The danger with hypoxia is you don’t know you have it. It’s one of the biggest dangers of exposure, along with hypo- and hyperthermia. Once you have it, it takes the oxygen in your blood away from your brain and you can no longer think. He guides me back down the wall to the valley floor, and I collapse on one of the boulders. There’s more air down here. He gets me some water and tells me to go sit somewhere, he’s going to go up again and see what’s there. Up to the end of the non-technical climb. Jealousy flares in me but when I look up the wall, I can hardly breathe from fear. I nod, defeated.

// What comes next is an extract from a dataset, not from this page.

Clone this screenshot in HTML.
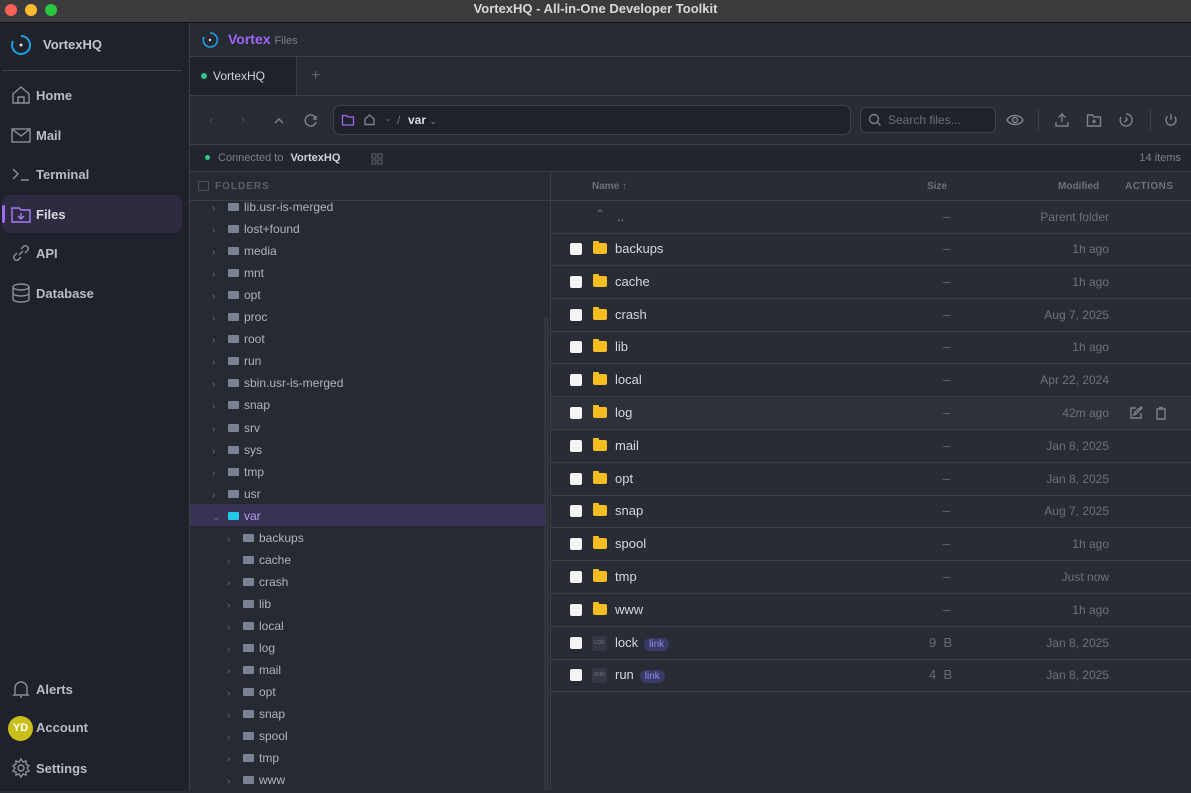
<!DOCTYPE html>
<html><head><meta charset="utf-8"><style>
*{box-sizing:border-box;margin:0;padding:0}
body{width:1191px;height:791px;overflow:hidden;background:#282c35;font-family:"Liberation Sans",sans-serif;color:#c9ccd3;position:relative;font-size:12px}
.a{position:absolute}
#tb{left:0;top:0;width:1191px;height:23px;background:#3b3b3d;border-bottom:1px solid #111;text-align:center;font-weight:bold;color:#d8d8d8;font-size:13px;line-height:18px}
.dot{position:absolute;top:4px;width:12px;height:12px;border-radius:50%}
#sb{left:0;top:23px;width:190px;height:768px;background:#1f222a;border-right:1px solid #3a3e48}
.nav{position:absolute;left:10px;font-weight:bold;font-size:13px;color:#b9bcc4;display:flex;align-items:center;gap:4px}
.nav svg{width:22px;height:22px;fill:none;stroke:#8c909a;stroke-width:1.4}
.tr{position:absolute;height:22px;line-height:22px;font-size:12px;color:#b0b4bc;white-space:nowrap}
.tr .c{display:inline-block;width:16px;color:#6b6f78;font-size:10px}
.tr .f{display:inline-block;width:11px;height:8px;background:#7a8294;border-radius:1px;margin-right:5px;vertical-align:-0px}
.row{position:absolute;left:551px;width:640px;height:33px;border-bottom:1px solid #3a3e48;font-size:13px}
.cb{position:absolute;left:19px;top:10px;width:12px;height:12px;background:#f4f4f4;border-radius:2px}
.fo{position:absolute;left:42px;top:10px;width:14px;height:11px;background:#f5bd1f;border-radius:2px}
.fo:before{content:"";position:absolute;left:0;top:-2px;width:6px;height:3px;background:#f5bd1f;border-radius:1px}
.nm{position:absolute;left:64px;top:8px;color:#d5d8de}
.sz{position:absolute;left:392px;top:8px;color:#666a73}
.md{position:absolute;right:82px;top:9px;color:#6d717a;font-size:12px}
.lk{display:inline-block;background:#3a3a66;color:#8b8ff0;font-size:10px;border-radius:8px;padding:1px 5px;margin-left:6px}
.ti{position:absolute;left:41px;top:9px;width:15px;height:15px;background:#343844;border-radius:2px;color:#777;font-size:5px;line-height:15px;text-align:center}
.ic{stroke:#7d818b;fill:none;stroke-width:1.4}
</style></head><body>
<div id="tb" class="a">VortexHQ - All-in-One Developer Toolkit
<div class="dot" style="left:5px;background:#fe5f57"></div><div class="dot" style="left:25px;background:#febc2e"></div><div class="dot" style="left:45px;background:#28c840"></div></div>

<div id="sb" class="a">
<svg class="a" style="left:10px;top:11px" width="22" height="22" viewBox="0 0 22 22"><path d="M11 2a9 9 0 1 1-8 5" stroke="#1ea0e0" stroke-width="2" fill="none"/><circle cx="11" cy="11" r="1.5" fill="#e0e0e0"/></svg>
<div class="a" style="left:43px;top:14px;font-weight:bold;font-size:13px;color:#c3c6cc">VortexHQ</div>
<div class="a" style="left:2px;top:47px;width:180px;height:1px;background:#3d414b"></div>
<div class="nav" style="top:61px"><svg viewBox="0 0 22 22"><path d="M3 10l8-7 8 7v9H3z M8 19v-6h6v6"/></svg>Home</div>
<div class="nav" style="top:101px"><svg viewBox="0 0 22 22"><rect x="2" y="5" width="18" height="13"/><path d="M2 5l9 7 9-7"/></svg>Mail</div>
<div class="nav" style="top:140px"><svg viewBox="0 0 22 22"><path d="M3 6l5 5-5 5M11 17h8"/></svg>Terminal</div>
<div class="a" style="left:2px;top:172px;width:180px;height:38px;background:#2e2a40;border-radius:8px"></div>
<div class="a" style="left:2px;top:182px;width:3px;height:18px;background:#9b6cf0;border-radius:2px"></div>
<div class="nav" style="top:180px;color:#d8d8e0"><svg viewBox="0 0 22 22" style="stroke:#a77cf5"><path d="M2 5h7l2 2h9v12H2z M11 10v6M8 13l3 3 3-3"/></svg>Files</div>
<div class="nav" style="top:219px"><svg viewBox="0 0 22 22"><path d="M9 13l4-4M7 11l-3 3a3 3 0 0 0 4 4l3-3M15 11l3-3a3 3 0 0 0-4-4l-3 3"/></svg>API</div>
<div class="nav" style="top:259px"><svg viewBox="0 0 22 22"><ellipse cx="11" cy="5" rx="8" ry="3"/><path d="M3 5v12c0 2 4 3 8 3s8-1 8-3V5M3 11c0 2 4 3 8 3s8-1 8-3"/></svg>Database</div>
<div class="nav" style="top:655px"><svg viewBox="0 0 22 22"><path d="M5 16V10a6 6 0 0 1 12 0v6l1 1H4zM10 19h2"/></svg>Alerts</div>
<div class="a" style="left:8px;top:693px;width:25px;height:25px;border-radius:50%;background:#c9be1a;color:#fff;font-weight:bold;font-size:11px;text-align:center;line-height:25px">YD</div>
<div class="nav" style="top:697px;left:36px">Account</div>
<div class="nav" style="top:734px"><svg viewBox="0 0 22 22"><circle cx="11" cy="11" r="3"/><path d="M11 2l2 3 3-1 0 3 3 2-2 2 2 3-3 1 0 3-3-1-2 3-2-3-3 1 0-3-3-1 2-3-2-2 3-2 0-3 3 1z"/></svg>Settings</div>
</div>

<div class="a" style="left:190px;top:23px;width:1001px;height:34px;background:#262a32;border-bottom:1px solid #3a3e48"></div>
<svg class="a" style="left:202px;top:32px" width="16" height="16" viewBox="0 0 16 16"><path d="M8 1a7 7 0 1 1-6 4" stroke="#1ea0e0" stroke-width="1.6" fill="none"/><circle cx="8" cy="8" r="1.2" fill="#ddd"/></svg>
<div class="a" style="left:228px;top:31px;font-weight:bold;font-size:14px;color:#a066f5">Vortex <span style="font-weight:normal;font-size:11px;color:#7c808a">Files</span></div>
<div class="a" style="left:190px;top:57px;width:1001px;height:39px;background:#262a32;border-bottom:1px solid #3a3e48"></div>
<div class="a" style="left:190px;top:57px;width:107px;height:38px;background:#1f222a;border-right:1px solid #3a3e48"></div>
<div class="a" style="left:201px;top:73px;width:6px;height:6px;border-radius:50%;background:#2ec98a"></div>
<div class="a" style="left:213px;top:69px;font-size:12px;color:#cfd2d8">VortexHQ</div>
<div class="a" style="left:311px;top:67px;font-size:16px;color:#5e626b">+</div>
<div class="a" style="left:190px;top:96px;width:1001px;height:49px;background:#282c35;border-bottom:1px solid #3a3e48"></div>
<div class="a" style="left:209px;top:112px;color:#4b4f58;font-size:13px">‹</div>
<div class="a" style="left:241px;top:112px;color:#4b4f58;font-size:13px">›</div>
<svg class="a" style="left:272px;top:114px" width="14" height="14"><path class="ic" d="M3 9l4-4 4 4"/></svg>
<svg class="a" style="left:303px;top:112px" width="16" height="16"><path class="ic" d="M13 4v3h-3M13 7a5.5 5.5 0 1 0 0 3"/></svg>
<div class="a" style="left:333px;top:105px;width:518px;height:30px;background:#1f222a;border:1px solid #3e424c;border-radius:7px"></div>
<svg class="a" style="left:341px;top:113px" width="14" height="14"><path d="M1.5 2.5h4l1.5 1.5h5.5v8h-11z" stroke="#a066f5" stroke-width="1.3" fill="none"/></svg>
<svg class="a" style="left:363px;top:113px" width="13" height="13"><path class="ic" d="M2 6l4.5-4 4.5 4v5.5H2z"/></svg>
<div class="a" style="left:384px;top:113px;color:#6b6f78;font-size:9px">⌄</div>
<div class="a" style="left:397px;top:113px;color:#6b6f78;font-size:12px">/</div>
<div class="a" style="left:408px;top:113px;color:#d8dbe0;font-size:12px;font-weight:bold">var <span style="font-size:9px;color:#888;font-weight:normal">⌄</span></div>
<div class="a" style="left:860px;top:107px;width:136px;height:26px;background:#1f222a;border:1px solid #3e424c;border-radius:6px"></div>
<svg class="a" style="left:868px;top:113px" width="14" height="14"><circle cx="6" cy="6" r="4.5" class="ic"/><path class="ic" d="M9.5 9.5l3 3"/></svg>
<div class="a" style="left:888px;top:113px;color:#6b6f78;font-size:12px">Search files...</div>
<svg class="a" style="left:1006px;top:113px" width="18" height="14"><path class="ic" d="M1 7c3-6 13-6 16 0-3 6-13 6-16 0z"/><circle cx="9" cy="7" r="2.5" class="ic"/></svg>
<div class="a" style="left:1038px;top:108px;width:1px;height:24px;background:#3a3e48"></div>
<svg class="a" style="left:1054px;top:112px" width="16" height="16"><path class="ic" d="M8 10V2M4.5 5.5L8 2l3.5 3.5M2 10v4h12v-4"/></svg>
<svg class="a" style="left:1086px;top:112px" width="16" height="16"><path class="ic" d="M1.5 3h5l1.5 2h6.5v9h-13zM8 7.5v4M6 9.5h4"/></svg>
<svg class="a" style="left:1118px;top:112px" width="16" height="16"><path class="ic" d="M8 2a6 6 0 1 1-5 3M8 5l1 3-3 2"/></svg>
<div class="a" style="left:1150px;top:108px;width:1px;height:24px;background:#3a3e48"></div>
<svg class="a" style="left:1163px;top:112px" width="16" height="16"><path class="ic" d="M8 2v6M4.5 4.5a5 5 0 1 0 7 0"/></svg>
<div class="a" style="left:190px;top:145px;width:1001px;height:27px;background:#22252d;border-bottom:1px solid #3a3e48"></div>
<div class="a" style="left:205px;top:155px;width:5px;height:5px;border-radius:50%;background:#2ec98a"></div>
<div class="a" style="left:218px;top:152px;font-size:11px;color:#7c808a">Connected to <span style="color:#d0d3d8;font-weight:bold;margin-left:4px">VortexHQ</span></div>
<svg class="a" style="left:371px;top:153px" width="12" height="12"><path d="M1 1h4v4H1zM7 1h4v4H7zM1 7h4v4H1zM7 7h4v4H7z" stroke="#5f636c" fill="none"/></svg>
<div class="a" style="right:10px;top:152px;font-size:11px;color:#7c808a">14 items</div>
<div class="a" style="left:190px;top:172px;width:361px;height:619px;background:#262a32;border-right:1px solid #3a3e48;overflow:hidden">
<div class="a" style="left:0;top:0;width:361px;height:29px;border-bottom:1px solid #3a3e48"></div>
<div class="a" style="left:8px;top:9px;width:11px;height:10px;border:1px solid #4e525b;border-radius:1px"></div>
<div class="a" style="left:25px;top:9px;font-size:10px;font-weight:bold;letter-spacing:1px;color:#5b5f68">FOLDERS</div>
<div class="a" style="left:354px;top:145px;width:5px;height:474px;background:#30343d"></div>
<div class="a" style="left:0;top:332px;width:356px;height:22px;background:#383352"></div>
</div>
<div id="tree"></div>
<div class="a" style="left:592px;top:181px;font-size:10px;font-weight:bold;color:#6d717a">Name ↑</div>
<div class="a" style="left:927px;top:181px;font-size:10px;font-weight:bold;color:#6d717a">Size</div>
<div class="a" style="left:1058px;top:181px;font-size:10px;font-weight:bold;color:#6d717a">Modified</div>
<div class="a" style="left:1125px;top:181px;font-size:10px;font-weight:bold;color:#6d717a;letter-spacing:.5px">ACTIONS</div>
<div class="a" style="left:551px;top:200px;width:640px;height:1px;background:#3a3e48"></div>
<div id="rows"></div>
<script>
var t=[["lib.usr-is-merged",0],["lost+found",0],["media",0],["mnt",0],["opt",0],["proc",0],["root",0],["run",0],["sbin.usr-is-merged",0],["snap",0],["srv",0],["sys",0],["tmp",0],["usr",0],["var",0,1],["backups",1],["cache",1],["crash",1],["lib",1],["local",1],["log",1],["mail",1],["opt",1],["snap",1],["spool",1],["tmp",1],["www",1]];
var h="";t.forEach(function(e,i){var y=196+i*22.05,x=212+e[1]*15;
h+='<div class="tr" style="left:'+x+'px;top:'+y+'px;'+(e[2]?'color:#b99cf5':'')+'"><span class="c">'+(e[2]?'⌄':'›')+'</span><span class="f" style="'+(e[2]?'background:#22c8e8':'')+'"></span>'+e[0]+'</div>';});
document.getElementById('tree').innerHTML=h;
var r=[["backups","1h ago"],["cache","1h ago"],["crash","Aug 7, 2025"],["lib","1h ago"],["local","Apr 22, 2024"],["log","42m ago",1],["mail","Jan 8, 2025"],["opt","Jan 8, 2025"],["snap","Aug 7, 2025"],["spool","1h ago"],["tmp","Just now"],["www","1h ago"],["lock","Jan 8, 2025","LOG","9 B"],["run","Jan 8, 2025","RUN","4 B"]];
var g='<div class="row" style="top:201px"><div class="a" style="left:44px;top:6px;color:#777;font-size:12px">⌃</div><div class="nm" style="left:66px;color:#999">..</div><div class="sz">–</div><div class="md">Parent folder</div></div>';
r.forEach(function(e,i){var y=233+i*32.8;
g+='<div class="row" style="top:'+y+'px;'+(e[2]===1?'background:#2d313a':'')+'"><div class="cb"></div>'+(typeof e[2]=="string"?'<div class="ti">'+e[2]+'</div><div class="nm">'+e[0]+'<span class="lk">link</span></div><div class="sz" style="left:378px">'+e[3].replace(' ','&nbsp;&nbsp;')+'</div>':'<div class="fo"></div><div class="nm">'+e[0]+'</div><div class="sz">–</div>')+'<div class="md">'+e[1]+'</div>'+(e[2]===1?'<svg class="a" style="left:578px;top:9px" width="14" height="14"><path class="ic" d="M7 2H2v10h10V7M5 9l1-3 6-5 1 1-6 6z"/></svg><svg class="a" style="left:603px;top:9px" width="14" height="14"><path class="ic" d="M3 3h8v10H3zM5 1.5h4"/></svg>':'')+'</div>';});
document.getElementById('rows').innerHTML=g;
</script>
</body></html>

After I could move, maybe a half hour later, I walk over to the devastation caused by the avalanche. I can see where it started, to my left below one of the glaciers. A crack started at some point and the glacier broke off, thundering down the mountain to take everything in its path. I look down the flanks of Mount Shasta and can see for several miles. No, I don’t want to be up here when one of those mothers cuts loose.
I lay down on my back in the light dusting of grass and wildflowers. I lay totally flat and don’t even have to run through my relaxation exercises. My body doesn’t have any energy left to be tense. My heartbeat pounds in my throat and I imagine an observer could see the skin jumping. I lay there, my arms out and palms flat against the flanks of this mountain. I don’t know how long I laid there, a couple hours at least. I never quite dozed off, but I floated in some kind of connected haze. I began to imagine I could feel the engine of the volcano, buried miles beneath me in the rock and sediment.
The clouds floated by overhead, peaceful.